Through laughter and tears, sharing stories and catching up, hard work and kicking back, friends and family of Peter Carver got their hands dirty to help his memory live on. Shortly after Carver was killed one week before his 23rd birthday in an avalanche in February, the momentum for the Peter Carver Memorial Forest at the top of Chapman Hill began.
Almost 50 people came Monday afternoon to plant five large pines – Scotch, Austrian and ponderosa, all from James Ranch – and remember a young man who never stopped exploring the great outdoors.
It was the beginning of a multi-year project that was the brainchild of landscape architect Paul Wilbert, who has helped shepherd it through city of Durango and Fort Lewis College planning processes. Eventually, the rim above one of the town’s principal recreation areas will boast about 200 trees, a geology overlook created in conjunction with the FLC Geology Department – Carver was a geology major – and peak finders.

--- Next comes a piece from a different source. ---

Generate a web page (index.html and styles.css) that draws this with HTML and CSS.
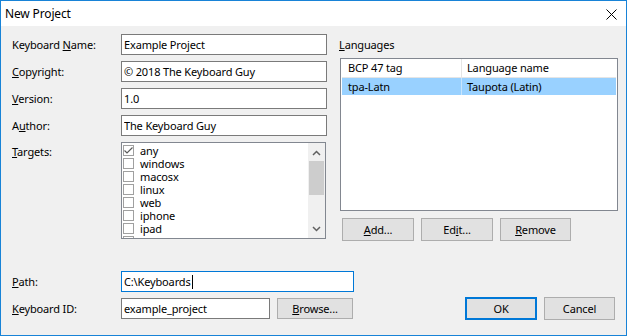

“I was working on this before Peter died,” Wilbert said as he looked over the afternoon’s results. “He saw a drawing, and he loved it. So when someone said, let’s plant a tree for Peter, I said: ‘Give me a break. We’re planting a whole damn forest for him.’”
Long-range planning for irrigation for the forest is underway, with agreements by FLC to pull water from the pond on its northern edge through a pipe under Rim Drive to an irrigation line to run to Overlook Point, which the college wants to landscape eventually. This year, to keep the new trees thriving, friends have volunteered to drive a truck with a water tank up once a week to water them by hand.
“Next summer, once we have water, we’re going to plant 30 or 40 trees,” Wilbert said. “We’re on a fast track with the city because this fits with what they’e planning with their Chapman Hill Bike Park.”
After the work, everyone gathered for a time of commemoration organized by Carver’s sister, Claire Carver, who shared prayers and poems about him. His brother, Colin, read a story Peter had written about their grandfather, Red Carver, who died about a year earlier, called “The Original Cool Guy.”
“Your bike is an indication of your personality,” Peter Carver had written. “I am paying very close attention.”
That got the bicycle stories going.
“I lent him a bike to ride the Iron Horse one year,” his friend Robert Hayes said. “The derailleur fell off before he ever made it to the climbs. A lot of people would have quit, but Peter rode the whole thing with one speed, and he had a big grin on his face after he finished.”
The grieving continues for the Carver family.
“I feel most connected to Peter when I’m sad,” his father, Bill, said. “We all have close connections that get severed without any foresight, grief passes so fast, and I’m making it last as long as I can. My connection to Peter is interwoven with sadness, but I welcome it.”